Traditional Feast

Traditional Feast

The Georgian tradition of hospitality is epitomized by the ceremonial feast of Supra. Supra is celebrated on birthdays, death days, weddings, anniversaries, national holidays, religious holidays, days of commemoration, in honor of a guest, and even ad hoc for no other reason than a fortuitous gathering of close friends. Either way, wine is consumed in ample quantities.

At supra, wine shares equal importance with food. The dinner is comprised of a series of toasts offered by Tamada (“toast master”) to be embellished by the other guests. Topics include love, family, individual dedications, nationalist themes, life and death, and god. Blessings, jokes, anecdotes and humorous recollections are integral. A tourist invited to supra should expect multiple dedications which are usually translated by one of the younger attendants.

The hallmark of Tamada is to be entertaining yet profound. Tamada supervises the entire event from his seat at the head of the table. Seated next to him is Meriqipe (“wine pourer”). Tamada is not to pour his own wine. Toasts are rarely brief and may be segmented by long pauses. Tamada controls the flow of wine as well. Supras of the formal variety have a strict code of conduct. No one at the table drinks until Tamada finishes his toast and proclaims “bolo mde”(“until the end”). This means drink until your glass is empty. Leaving any wine remaining is considered disrespectful to Tamada and the person to whom the toast is dedicated. Death day supra is celebrated on the anniversary of a loved one’s passing. Sometimes remaining drops of wine at the bottom of an empty glass are sprinkled on bread as an offering to the deceased.

Upon summation of his toast, Tamada asks one of the other guests to contribute. The guest must elaborate on the same topic offered by Tamada. Contributions from the other guests should follow. Proper etiquette dictates that everyone at the table has touched glasses before anyone drinks. It is polite to touch another guest’s glass below their grip. This often presents a dilemma as guests contend to touch each others’ glass below grip and the ensuing frenzy can escalate into an extended period of touching glasses which might last as long as the initial toast itself.

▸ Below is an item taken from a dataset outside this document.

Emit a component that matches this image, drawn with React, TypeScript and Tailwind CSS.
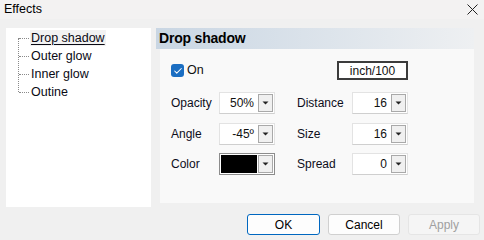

Toasts contributed by the guests are considered slightly competitive lending to grandiosity and overt gesticulation. No one should leave the table during Tamada’s initial toast or during a guest’s contribution. Leaving the table at any time for any reason is impolite without express permission from Tamada.

Some supras are more relaxed with less rigid codes of conduct. Impromptu supras held among close friends or to honor a surprise guest are informal and may be conducted in any environment providing a table. This can include garages, picnic tables at a playground or in a field with makeshift accoutrements. In this setting, the atmosphere is more democratic and drinking at will is encouraged as long each toast is honored with a drink. Copious amounts of wine are dispersed which may appear excessive to a foreigner. But, the ability to partake of large quantities and imbibe with finesse asserts masculinity and fortitude which are esteemed qualities for Georgians.

Formal or casual, in a restaurant or in a basement, all supras are forums for song. Ancient polyphonic hymns and European style guitar ballads are performed by nearly everyone at the table. The quality of performance is taken seriously and is usually staggering considering the amount of wine consumed. The recurrence of song increases as the early morning hours approach. A supra is intended to last until the wine is gone.

Georgian Supra should be experienced by any tourist in search of authentic Georgian tradition. Supra is a window to the soul of Georgian identity.